The framework also encourages the use of tools such as anomaly detection, behavioural pattern recognition and automated risk scoring. Systems should be capable of identifying name variations during sanctions checks and screening customers against politically exposed persons lists.

However, the central bank insists technology cannot operate without oversight. Financial institutions that deploy machine-learning models must validate those systems regularly and ensure investigators can understand why alerts were triggered.

Real-time fraud monitoring becomes a requirement

The new standards don’t just focus on money laundering, as banks must also deploy automated fraud monitoring tools that track transactions across cards, electronic channels, deposits and lending platforms.

The systems are expected to operate in real time or near real time so institutions can stop suspicious transactions before funds leave an account.

Fraud monitoring tools may operate on the same platform as anti-money laundering systems, but the regulator requires institutions to maintain separate management and governance structures for each function.

Data from the Financial Institutions Training Centre shows fraud losses climbed to ₦3.29 billion in the first quarter of 2025, representing a 603% increase year-on-year, with 12,347 cases reported across the banking sector.

Regulators say the growing use of digital payment platforms, instant transfers and online banking has created new opportunities for organised financial crime.

Aligning Nigeria with global compliance trends

Nigeria’s new regulations also place the country within a bigger global shift toward technology-based compliance.

Industry estimates suggest that about 90 per cent of financial institutions worldwide will use artificial intelligence or machine learning in anti-money laundering programmes by 2026, up from roughly 62% in 2024.

Regulators in other jurisdictions are already seeing similar adoption.
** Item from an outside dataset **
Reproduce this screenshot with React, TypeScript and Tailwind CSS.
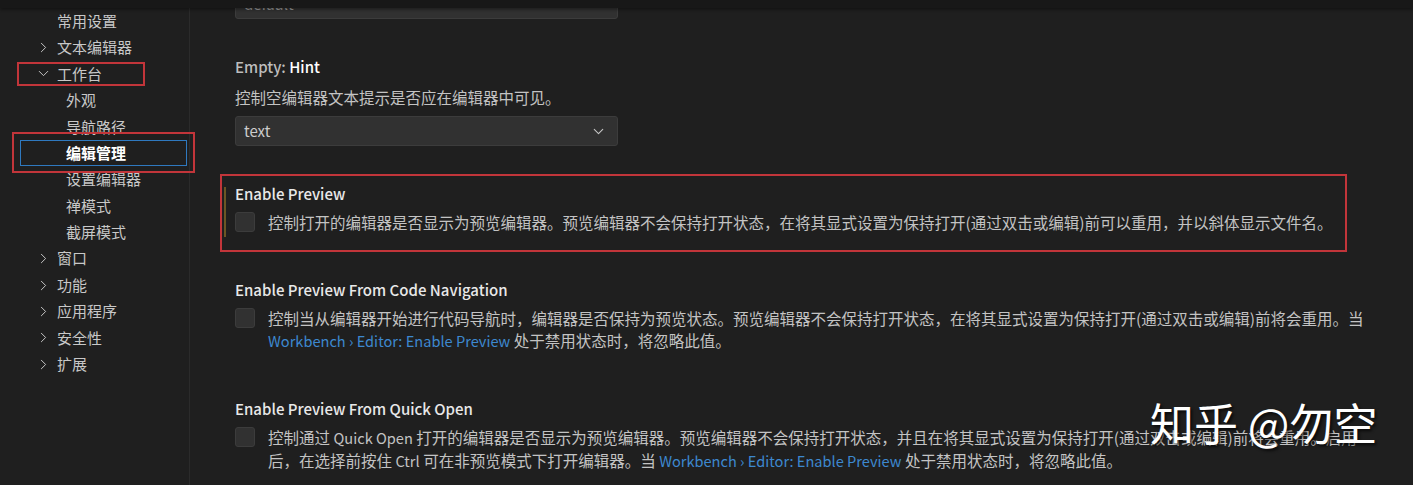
import { ChevronDown, ChevronRight } from 'lucide-react'

type NavItem = {
  label: string
  level: 1 | 2
  chevron?: 'right' | 'down'
  active?: boolean
}

const NAV: NavItem[] = [
  { label: '常用设置', level: 1 },
  { label: '文本编辑器', level: 1, chevron: 'right' },
  { label: '工作台', level: 1, chevron: 'down' },
  { label: '外观', level: 2 },
  { label: '导航路径', level: 2 },
  { label: '编辑管理', level: 2, active: true },
  { label: '设置编辑器', level: 2 },
  { label: '禅模式', level: 2 },
  { label: '截屏模式', level: 2 },
  { label: '窗口', level: 1, chevron: 'right' },
  { label: '功能', level: 1, chevron: 'right' },
  { label: '应用程序', level: 1, chevron: 'right' },
  { label: '安全性', level: 1, chevron: 'right' },
  { label: '扩展', level: 1, chevron: 'right' },
]

const FONT = "font-['Noto_Sans_CJK_SC','Noto_Sans',sans-serif]"

function Latin({ children, className = '' }: { children: React.ReactNode; className?: string }) {
  return <span className={`text-[14.6px] ${className}`}>{children}</span>
}

function WorkbenchLink() {
  return <Latin className="text-[#3d88cf]">Workbench › Editor: Enable Preview</Latin>
}

function Sidebar() {
  return (
    <div className="relative w-[190px] shrink-0 border-r border-[#2b2b2b] pt-[8px]">
      {NAV.map((item) => (
        <div
          key={item.label}
          className={`ml-[20px] mr-[2px] flex h-[26.4px] items-center text-[15px] ${
            item.level === 1 ? 'pl-[14px]' : 'pl-[46px]'
          } ${
            item.active
              ? 'font-bold text-white outline outline-1 -outline-offset-1 outline-[#2f79bf]'
              : 'text-[#c8c8c8]'
          }`}
        >
          {item.level === 1 && (
            <span className="mr-[5px] flex w-[18px] items-center justify-center text-[#c5c5c5]">
              {item.chevron === 'right' && <ChevronRight size={17} strokeWidth={1.4} />}
              {item.chevron === 'down' && <ChevronDown size={17} strokeWidth={1.4} />}
            </span>
          )}
          <span>{item.label}</span>
        </div>
      ))}

      {/* annotation boxes */}
      <div className="pointer-events-none absolute left-[17px] top-[62px] h-[24px] w-[128px] border-2 border-[#c2353a]" />
      <div className="pointer-events-none absolute left-[12px] top-[132px] z-10 h-[41px] w-[183px] border-2 border-[#c2353a]" />
    </div>
  )
}

function Checkbox() {
  return (
    <div className="mt-[1px] h-[20px] w-[20px] shrink-0 rounded-[3px] border border-[#3c3c3c] bg-[#313131]" />
  )
}

function Title({ children }: { children: React.ReactNode }) {
  return <div className="h-[22px] text-[15px] font-medium leading-[22px] text-[#e8e8e8]">{children}</div>
}

function CheckSetting({
  title,
  lines,
  highlighted,
}: {
  title: string
  lines: React.ReactNode[]
  highlighted?: boolean
}) {
  return (
    <div className="relative pl-[14px] pt-[12px] pb-[12px]">
      {highlighted && (
        <>
          <div className="absolute left-[3px] top-[16px] h-[50px] w-[2px] bg-[#6a5624]" />
          <div className="pointer-events-none absolute -left-[1px] top-[3px] h-[78px] w-[1127px] border-2 border-[#c2353a]" />
        </>
      )}
      <Title>{title}</Title>
      <div className="mt-[6px] flex gap-[13px]">
        <Checkbox />
        <div className="whitespace-nowrap text-[15.5px] leading-[22px] text-[#c3c3c3]">
          {lines.map((l, i) => (
            <div key={i}>{l}</div>
          ))}
        </div>
      </div>
    </div>
  )
}

export default function App() {
  return (
    <div className={`relative flex h-[485px] w-[1413px] overflow-hidden bg-[#1f1f1f] ${FONT}`}>
      <Sidebar />

      <div className="flex-1 pl-[31px]">
        <div className="flex flex-col gap-[22px]">
          {/* scrolled-off setting above */}
          <div className="-mt-[11px] pl-[14px] pb-[3px]">
            <div className="flex h-[30px] w-[383px] items-center rounded-[3px] border border-[#3c3c3c] bg-[#313131] pl-[8px] text-[15px] text-[#9a9a9a]">
              default
            </div>
          </div>

          <div className="pl-[14px] pt-[12px] pb-[3px]">
            <div className="h-[22px] text-[15px] font-medium leading-[22px] text-[#bdbdbd]">
              Empty: <span className="text-white">Hint</span>
            </div>
            <div className="mt-[8px] text-[15.5px] leading-[22px] text-[#c3c3c3]">
              控制空编辑器文本提示是否应在编辑器中可见。
            </div>
            <div className="mt-[8px] flex h-[30px] w-[383px] items-center justify-between rounded-[3px] border border-[#3c3c3c] bg-[#313131] pl-[8px] pr-[10px] text-[15px] text-[#cccccc]">
              <span>text</span>
              <ChevronDown size={17} strokeWidth={1.5} className="text-[#c5c5c5]" />
            </div>
          </div>

          <CheckSetting
            highlighted
            title="Enable Preview"
            lines={[
              '控制打开的编辑器是否显示为预览编辑器。预览编辑器不会保持打开状态，在将其显式设置为保持打开(通过双击或编辑)前可以重用，并以斜体显示文件名。',
            ]}
          />

          <CheckSetting
            title="Enable Preview From Code Navigation"
            lines={[
              '控制当从编辑器开始进行代码导航时，编辑器是否保持为预览状态。预览编辑器不会保持打开状态，在将其显式设置为保持打开(通过双击或编辑)前将会重用。当',
              <>
                <WorkbenchLink /> 处于禁用状态时，将忽略此值。
              </>,
            ]}
          />

          <CheckSetting
            title="Enable Preview From Quick Open"
            lines={[
              <>
                控制通过 <Latin>Quick Open</Latin> 打开的编辑器是否显示为预览编辑器。预览编辑器不会保持打开状态，并且在将其显式设置为保持打开(通过双击或编辑)前将会重用。启用
              </>,
              <>
                后，在选择前按住 <Latin>Ctrl</Latin> 可在非预览模式下打开编辑器。当 <WorkbenchLink /> 处于禁用状态时，将忽略此值。
              </>,
            ]}
          />
        </div>
      </div>

      {/* sticky header shadow */}
      <div className="absolute left-0 right-0 top-0 h-[8px] bg-[#181818] shadow-[0_2px_3px_rgba(0,0,0,0.35)]" />

      {/* watermark */}
      <div className="pointer-events-none absolute left-[1150px] top-[400px] text-[44px] leading-none text-white [text-shadow:2px_2px_3px_rgba(0,0,0,0.7)]">
        知乎 @勿空
      </div>
    </div>
  )
}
Data from the UK’s Financial Conduct Authority shows about 75% of financial firms already use AI in compliance operations, with another 10% planning deployment within three years.

These technologies can reduce false alerts by as much as 40%, allowing compliance teams to focus on genuinely suspicious transactions rather than reviewing thousands of routine alerts.
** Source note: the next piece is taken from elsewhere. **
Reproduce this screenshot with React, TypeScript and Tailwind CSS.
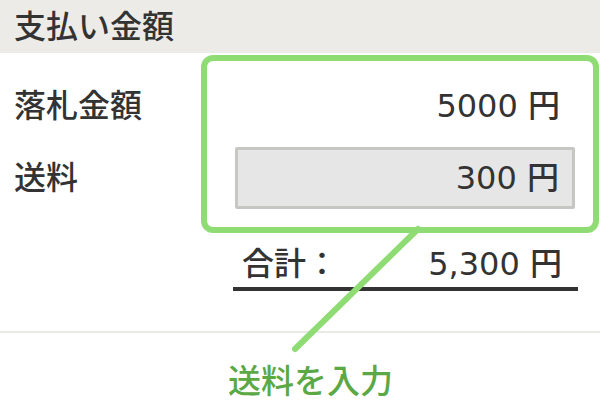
import React from "react";

export default function App() {
  return (
    <div
      className="relative w-[600px] h-[404px] overflow-hidden bg-white text-[#333333] font-medium"
      style={{ fontFamily: '"DejaVu Sans", "Noto Sans CJK JP", sans-serif' }}
    >
      <div className="h-[53px] bg-[#edebe7] flex items-center pl-[14px] text-[32px] leading-none">
        支払い金額
      </div>

      <div className="mt-[18px] h-[70px] flex items-center justify-between pl-[14px] pr-[40px]">
        <span className="text-[32px] leading-none">落札金額</span>
        <span className="text-[32px] leading-none">5000 円</span>
      </div>

      <div className="mt-[6px] h-[62px] flex items-center pl-[14px]">
        <span className="w-[221px] text-[32px] leading-none">送料</span>
        <div className="w-[340px] h-[62px] bg-[#e6e6e6] border-[3px] border-[#c6c6c2] rounded-[2px] flex items-center justify-end pr-[13px] text-[32px] leading-none">
          300 円
        </div>
      </div>

      <div className="mt-[31px] ml-[233px] w-[345px] h-[51px] border-b-[4px] border-[#333333] flex items-center justify-between pl-[9px] pr-[16px] text-[32px] leading-none">
        <span>合計：</span>
        <span>5,300 円</span>
      </div>

      <div className="mt-[40px] h-[2px] bg-[#ebe9e4]" />

      <div className="mt-[33px] pl-[228px] text-[33px] leading-[32px] text-[#5ba845]">
        送料を入力
      </div>

      <div className="absolute left-[201px] top-[55px] w-[398px] h-[178px] border-[6px] border-[#90dc74] rounded-[12px]" />

      <svg className="absolute left-0 top-0" width="600" height="404" viewBox="0 0 600 404">
        <line x1="418" y1="229" x2="295" y2="349" stroke="#90dc74" strokeWidth="6" strokeLinecap="round" />
      </svg>
    </div>
  );
}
The regulatory technology market is also expanding. Analysts estimate the global RegTech market could reach $19.5 billion by 2026, driven largely by demand for AI-powered compliance systems.
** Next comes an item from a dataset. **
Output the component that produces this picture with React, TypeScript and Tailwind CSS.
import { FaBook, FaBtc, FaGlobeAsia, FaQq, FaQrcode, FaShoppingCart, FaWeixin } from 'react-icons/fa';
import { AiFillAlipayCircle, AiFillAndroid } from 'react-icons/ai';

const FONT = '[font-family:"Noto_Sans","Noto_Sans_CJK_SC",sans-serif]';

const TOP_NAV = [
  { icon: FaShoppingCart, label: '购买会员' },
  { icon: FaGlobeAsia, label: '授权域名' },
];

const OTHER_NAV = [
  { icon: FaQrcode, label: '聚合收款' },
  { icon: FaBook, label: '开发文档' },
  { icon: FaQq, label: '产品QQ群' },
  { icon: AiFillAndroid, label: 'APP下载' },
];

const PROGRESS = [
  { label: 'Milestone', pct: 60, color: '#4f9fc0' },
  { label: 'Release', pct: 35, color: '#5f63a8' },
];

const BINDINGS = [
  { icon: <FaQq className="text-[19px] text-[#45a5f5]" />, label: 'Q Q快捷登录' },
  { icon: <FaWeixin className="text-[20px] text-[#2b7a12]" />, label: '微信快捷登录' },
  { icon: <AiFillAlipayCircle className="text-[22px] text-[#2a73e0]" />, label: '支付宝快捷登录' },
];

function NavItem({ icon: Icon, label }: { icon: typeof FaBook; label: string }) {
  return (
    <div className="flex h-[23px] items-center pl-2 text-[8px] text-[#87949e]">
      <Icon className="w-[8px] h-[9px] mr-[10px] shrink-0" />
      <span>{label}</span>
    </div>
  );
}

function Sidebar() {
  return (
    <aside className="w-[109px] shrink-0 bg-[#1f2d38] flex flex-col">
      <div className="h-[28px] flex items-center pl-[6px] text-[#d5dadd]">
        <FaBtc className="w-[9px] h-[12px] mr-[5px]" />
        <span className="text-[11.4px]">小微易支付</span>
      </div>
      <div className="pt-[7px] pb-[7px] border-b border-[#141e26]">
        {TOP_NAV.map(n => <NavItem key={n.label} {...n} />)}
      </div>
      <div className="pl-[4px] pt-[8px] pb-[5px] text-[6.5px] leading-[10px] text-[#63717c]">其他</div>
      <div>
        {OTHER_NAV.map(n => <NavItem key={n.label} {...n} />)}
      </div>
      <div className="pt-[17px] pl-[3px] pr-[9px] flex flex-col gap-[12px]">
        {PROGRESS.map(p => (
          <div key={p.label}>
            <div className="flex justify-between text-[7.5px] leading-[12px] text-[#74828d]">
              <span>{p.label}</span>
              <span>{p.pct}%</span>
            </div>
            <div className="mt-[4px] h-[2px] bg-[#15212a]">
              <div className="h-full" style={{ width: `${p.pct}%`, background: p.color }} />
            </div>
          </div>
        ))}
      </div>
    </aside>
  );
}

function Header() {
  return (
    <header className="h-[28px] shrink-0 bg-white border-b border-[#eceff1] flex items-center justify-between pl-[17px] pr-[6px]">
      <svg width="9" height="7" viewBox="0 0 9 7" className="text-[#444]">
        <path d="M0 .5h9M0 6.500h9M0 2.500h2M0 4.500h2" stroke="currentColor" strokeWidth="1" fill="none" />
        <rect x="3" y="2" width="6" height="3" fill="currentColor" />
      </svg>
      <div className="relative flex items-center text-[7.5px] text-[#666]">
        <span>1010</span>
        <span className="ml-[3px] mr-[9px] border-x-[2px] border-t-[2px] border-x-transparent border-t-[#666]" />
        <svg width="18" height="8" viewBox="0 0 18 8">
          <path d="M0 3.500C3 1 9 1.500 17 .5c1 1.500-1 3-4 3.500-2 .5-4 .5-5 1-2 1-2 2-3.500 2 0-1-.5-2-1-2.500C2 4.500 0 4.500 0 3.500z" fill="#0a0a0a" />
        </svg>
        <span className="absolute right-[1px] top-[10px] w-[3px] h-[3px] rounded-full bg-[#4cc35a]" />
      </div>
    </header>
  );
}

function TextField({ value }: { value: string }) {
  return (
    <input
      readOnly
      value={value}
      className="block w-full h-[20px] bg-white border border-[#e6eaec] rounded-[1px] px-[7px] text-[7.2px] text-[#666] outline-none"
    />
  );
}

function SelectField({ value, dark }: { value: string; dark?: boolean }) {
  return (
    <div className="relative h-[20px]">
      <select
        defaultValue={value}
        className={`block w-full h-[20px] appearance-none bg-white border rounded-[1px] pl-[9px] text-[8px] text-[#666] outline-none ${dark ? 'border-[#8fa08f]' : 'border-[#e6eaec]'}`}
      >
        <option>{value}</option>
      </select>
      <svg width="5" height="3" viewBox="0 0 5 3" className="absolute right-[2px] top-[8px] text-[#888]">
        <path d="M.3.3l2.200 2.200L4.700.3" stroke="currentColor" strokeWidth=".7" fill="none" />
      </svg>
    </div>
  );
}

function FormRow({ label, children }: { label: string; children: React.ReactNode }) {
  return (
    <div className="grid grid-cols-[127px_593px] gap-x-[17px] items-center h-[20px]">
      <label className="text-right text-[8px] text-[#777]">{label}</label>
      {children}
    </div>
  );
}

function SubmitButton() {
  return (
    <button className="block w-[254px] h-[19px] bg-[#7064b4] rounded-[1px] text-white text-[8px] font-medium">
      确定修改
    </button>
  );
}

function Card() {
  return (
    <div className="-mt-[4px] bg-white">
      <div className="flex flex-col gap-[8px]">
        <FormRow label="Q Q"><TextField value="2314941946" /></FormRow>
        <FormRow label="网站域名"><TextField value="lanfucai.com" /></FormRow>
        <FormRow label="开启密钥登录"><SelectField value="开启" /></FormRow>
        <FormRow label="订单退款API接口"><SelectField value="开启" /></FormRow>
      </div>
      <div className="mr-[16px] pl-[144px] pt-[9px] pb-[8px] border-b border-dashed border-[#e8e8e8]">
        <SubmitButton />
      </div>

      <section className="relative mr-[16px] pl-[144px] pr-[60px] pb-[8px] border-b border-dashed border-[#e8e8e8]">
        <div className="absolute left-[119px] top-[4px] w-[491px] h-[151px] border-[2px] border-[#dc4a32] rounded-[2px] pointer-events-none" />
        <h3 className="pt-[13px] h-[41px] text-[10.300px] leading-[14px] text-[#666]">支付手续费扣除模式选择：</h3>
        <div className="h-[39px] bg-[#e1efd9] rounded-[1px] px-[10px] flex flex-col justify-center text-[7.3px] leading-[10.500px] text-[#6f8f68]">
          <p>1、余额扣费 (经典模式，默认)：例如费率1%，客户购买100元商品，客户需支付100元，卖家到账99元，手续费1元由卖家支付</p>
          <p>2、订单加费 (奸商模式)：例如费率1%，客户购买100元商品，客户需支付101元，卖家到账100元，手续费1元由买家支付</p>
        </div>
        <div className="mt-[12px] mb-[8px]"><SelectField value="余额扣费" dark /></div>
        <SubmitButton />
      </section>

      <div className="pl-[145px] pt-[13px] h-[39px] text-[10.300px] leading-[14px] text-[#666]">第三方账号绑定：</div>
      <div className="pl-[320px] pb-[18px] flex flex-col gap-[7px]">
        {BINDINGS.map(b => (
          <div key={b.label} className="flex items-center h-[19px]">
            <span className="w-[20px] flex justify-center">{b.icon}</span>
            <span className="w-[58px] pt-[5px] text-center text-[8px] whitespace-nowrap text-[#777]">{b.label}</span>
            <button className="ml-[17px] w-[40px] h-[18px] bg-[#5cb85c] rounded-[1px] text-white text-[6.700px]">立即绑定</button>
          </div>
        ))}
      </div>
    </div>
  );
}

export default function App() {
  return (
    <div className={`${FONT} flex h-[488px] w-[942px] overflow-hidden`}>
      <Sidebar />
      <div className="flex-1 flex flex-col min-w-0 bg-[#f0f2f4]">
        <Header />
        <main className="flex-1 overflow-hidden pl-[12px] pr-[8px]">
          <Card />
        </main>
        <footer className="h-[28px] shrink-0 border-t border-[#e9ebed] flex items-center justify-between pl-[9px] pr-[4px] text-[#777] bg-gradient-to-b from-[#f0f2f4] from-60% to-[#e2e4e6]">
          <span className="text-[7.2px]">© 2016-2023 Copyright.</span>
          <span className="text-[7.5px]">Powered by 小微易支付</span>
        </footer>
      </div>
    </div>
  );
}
Implementation timeline for banks and fintechs

The central bank has given financial institutions a phased timeline to implement the new framework.

Banks classified as deposit money institutions must fully comply within 18 months, while other financial institutions have up to 24 months to deploy compliant systems.

Each institution must also submit a detailed implementation roadmap to the regulator within three months of the circular’s issuance.

Supervisory teams will monitor compliance through inspections and regulatory reviews. Institutions that fail to meet the requirements risk sanctions under existing banking regulations.

Part of a clean-up of Nigeria’s financial system

The new CBN AI anti-money laundering (AML) standards follow several regulatory movements aimed at strengthening financial oversight in Nigeria.

In recent years, the central bank strengthened customer verification regulations, requiring new account holders to provide a Bank Verification Number or National Identification Number. Authorities also introduced stronger reporting requirements for fraudulent transactions and refund investigations.

These reforms were important in Nigeria’s removal from the grey list of the Financial Action Task Force in 2025, after the country improved transparency in its financial system.

Regulators are now pushing banks and fintech companies toward a more integrated financial crime monitoring system where fraud detection and anti-money laundering management share data and analytics.

Officials say the goal is to detect suspicious activity faster and close the gaps criminals use to move money through the financial system.